Vitaly Milonov, known for his staunch campaigning against ‘gay propaganda’, awarded with one of the country’s highest civilian honours
Russian president Vladimir Putin has given a state honour to a lawmaker well known for his efforts to ban “gay propaganda” and prosecute western pop stars that support LGBT rights, only a day after Sir Elton John said he wanted to meet Putin to talk about his “ridiculous” attitude towards gay people.
Putin awarded Vitaly Milonov, a St Petersburg lawmaker, a medal of the order “For Service to the Fatherland” in the second degree, according to a decree published last Tuesday but only reported by the mainstream media on Sunday. Milonov was recognised for his “active lawmaking efforts and many years of honest work”.
That work has included relentless anti-gay campaigning. In 2012, Milonov authored a controversial St. Petersburg law banning the “propaganda of homosexuality and paedophilia among minors”, which helped inspire Russia’s 2013 national law against the “propaganda of non-traditional sexual relations among minors”. Activists have said the laws have increased homophobic violence, especially against teenagers.

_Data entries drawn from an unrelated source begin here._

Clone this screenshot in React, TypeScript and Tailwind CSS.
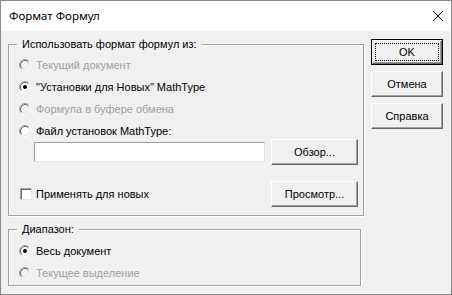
import React from 'react';

const font = { fontFamily: '"Liberation Sans", Arial, sans-serif' };

const Radio: React.FC<{ checked?: boolean; disabled?: boolean }> = ({ checked, disabled }) => (
  <svg width="12" height="12" viewBox="0 0 12 12" className="shrink-0">
    <circle cx="6" cy="6" r="5" fill={disabled ? '#f0f0f0' : '#ffffff'} />
    <path d="M2.11 9.89 A5.5 5.5 0 0 1 9.89 2.11" fill="none" stroke="#a0a0a0" strokeWidth="1" />
    <path d="M9.89 2.11 A5.5 5.5 0 0 1 2.11 9.89" fill="none" stroke="#ffffff" strokeWidth="1" />
    <path d="M2.82 9.18 A4.5 4.5 0 0 1 9.18 2.82" fill="none" stroke="#696969" strokeWidth="1" />
    <path d="M9.18 2.82 A4.5 4.5 0 0 1 2.82 9.18" fill="none" stroke="#e3e3e3" strokeWidth="1" />
    {checked && <circle cx="6" cy="6" r="2" fill="#000000" />}
  </svg>
);

const RadioRow: React.FC<{ label: string; checked?: boolean; disabled?: boolean }> = ({ label, checked, disabled }) => (
  <div className="flex items-center h-[22px] gap-[5px]">
    <Radio checked={checked} disabled={disabled} />
    <span className={disabled ? 'text-[#a0a0a0]' : 'text-black'}>{label}</span>
  </div>
);

const Button: React.FC<{ label: string; width: string; isDefault?: boolean }> = ({ label, width, isDefault }) => {
  if (isDefault) {
    return (
      <button className={`${width} h-[26px] border border-black bg-[#f0f0f0] p-0`}>
        <div className="h-full w-full border-t border-l border-white border-r border-b border-r-[#696969] border-b-[#696969] shadow-[inset_-1px_-1px_0_#a0a0a0] p-[2px]">
          <div className="h-full w-full border border-dotted border-black flex items-center justify-center">
            {label}
          </div>
        </div>
      </button>
    );
  }
  return (
    <button
      className={`${width} h-[26px] bg-[#f0f0f0] border-t border-l border-white border-r border-b border-r-[#696969] border-b-[#696969] shadow-[inset_-1px_-1px_0_#a0a0a0] flex items-center justify-center`}
    >
      {label}
    </button>
  );
};

export default function App() {
  return (
    <div className="w-[452px] h-[295px] bg-[#f0f0f0] border border-[#8a8a8a] flex flex-col text-[11px] text-black" style={font}>
      <div className="h-[30px] bg-white flex items-center justify-between pl-[8px] pr-[6px]">
        <span className="text-[11.5px]" style={{ fontFamily: '"Noto Sans", "Open Sans", sans-serif' }}>Формат Формул</span>
        <svg width="12" height="12" viewBox="0 0 12 12" className="mr-[1px]">
          <path d="M1 1 L11 11 M11 1 L1 11" stroke="#000" strokeWidth="1" />
        </svg>
      </div>

      <div className="flex pl-[7px] pt-[6px] gap-[7px]">
        <div className="flex flex-col">
          <fieldset className="w-[356px] border border-[#a0a0a0] shadow-[inset_1px_1px_0_#fff,1px_1px_0_#fff] pl-[10px] pr-[5px] pb-[8px]">
            <legend className="-ml-[2px] px-[5px] leading-[14px]">Использовать формат формул из:</legend>
            <div className="pt-[3px]">
              <RadioRow label="Текущий документ" disabled />
              <RadioRow label={'"Установки для Новых" MathType'} checked />
              <RadioRow label="Формула в буфере обмена" disabled />
              <RadioRow label="Файл установок MathType:" />
            </div>
            <div className="flex items-center h-[26px] -mt-[3px]">
              <input
                className="ml-[15px] w-[231px] h-[20px] bg-white border-t border-l border-[#a0a0a0] border-r border-b border-r-[#e3e3e3] border-b-[#e3e3e3] outline-none"
                readOnly
              />
              <div className="ml-[6px]">
                <Button label="Обзор..." width="w-[87px]" />
              </div>
            </div>
            <div className="flex items-center justify-between h-[26px] mt-[16px]">
              <div className="flex items-center gap-[4px] ml-[1px]">
                <span className="w-[12px] h-[12px] bg-white border-t border-l border-[#a0a0a0] border-r border-b border-r-[#e3e3e3] border-b-[#e3e3e3] shadow-[inset_1px_1px_0_#696969]" />
                <span>Применять для новых</span>
              </div>
              <Button label="Просмотр..." width="w-[87px]" />
            </div>
          </fieldset>

          <fieldset className="w-[353px] mt-[6px] border border-[#a0a0a0] shadow-[inset_1px_1px_0_#fff,1px_1px_0_#fff] pl-[10px] pt-[4px] pb-[1px]">
            <legend className="-ml-[2px] px-[5px] leading-[14px]">Диапазон:</legend>
            <RadioRow label="Весь документ" checked />
            <RadioRow label="Текущее выделение" disabled />
          </fieldset>
        </div>

        <div className="flex flex-col w-[72px] pt-[2px] gap-[6px]">
          <Button label="OK" width="w-[72px]" isDefault />
          <Button label="Отмена" width="w-[72px]" />
          <Button label="Справка" width="w-[72px]" />
        </div>
      </div>
    </div>
  );
}
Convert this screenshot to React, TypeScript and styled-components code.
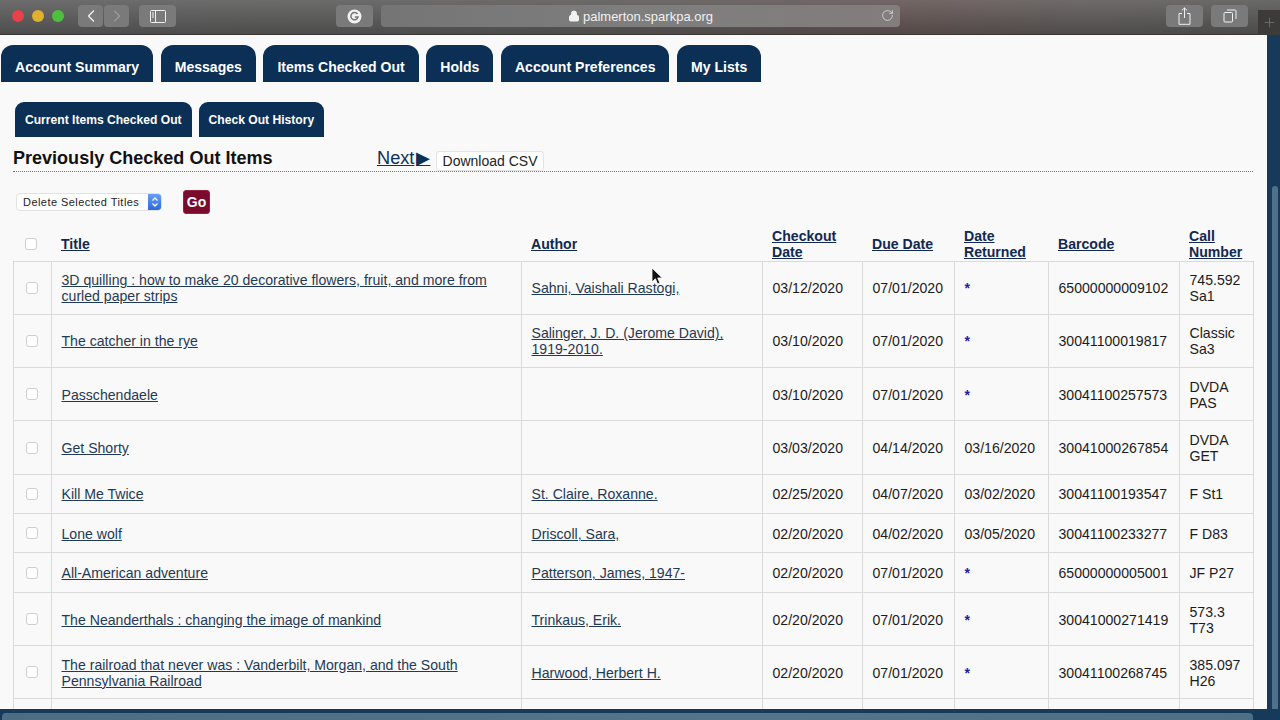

The law, as well as Putin’s statement last year that gay visitors to Russia would be fine as long as they “leave the kids alone”, attracted criticism from the singer this weekend during a trip to Ukraine, which also has a track record of homophobic violence. In an interview with the BBC, he said he would like to meet Putin to discuss his “isolated and prejudiced” attitude toward gay people.
In response, Milonov told radio station RSN that the singer shouldn’t distract the president with “rainbow affairs” and offered to meet with the musician to discuss how he is “deeply and systematically mistaken”.
Milonov told the Guardian he thought John was ill-informed and defended the the law. “Your singer offered to meet with our president to discuss an irrelevant topic,” Milonov said. “It’s not worth it to distract the president with such nonsense. If he’s ready to learn about how we don’t categorise people by any certain characteristics in Russia, I’m happy to explain it to him.”
This is not the first time Milonov has taken on a musician over gay rights. In 2012, he attempted to bring Madonna and Lady Gaga to court after they spoke in support of LGBT rights at their concerts in Russia. Milonov later filed a complaint over visa regulations with the prosecutor general, which subsequently found that the two singers had violated the terms of their cultural exchange visas during their visits.
He also filed a complaint against Lena Klimova, the founder of the Deti-404 online support group for LGBT teenagers, who was eventually fined under Russia’s gay propaganda law in a separate case. The lawmaker recently called her a “viper, Christless pagan and a non-human” in an interview with Govorit Moskva.
Milonov has been trying to create a “moral police” to fight against prostitution and what he deems homosexual propaganda, saying last week he would like to become head of a “spiritual Constantinople” in Russia with no alcoholics, drug addicts, prostitutes or gay people. This month, he asked Dmitry Medvedev, the prime minister, to create a national television channel to popularise farming and explain how to make cheeses that have been banned under Russia’s embargo of many western foods, arguing this could help establish Russia’s “spiritual and political independence”.
Besides Milonov, Putin’s decree was awarded to many other public figures, including cosmonaut Sergei Ryazansky, who was given the Hero of the Russian Federation honour for his 166-day mission to the International Space Station in 2013-14.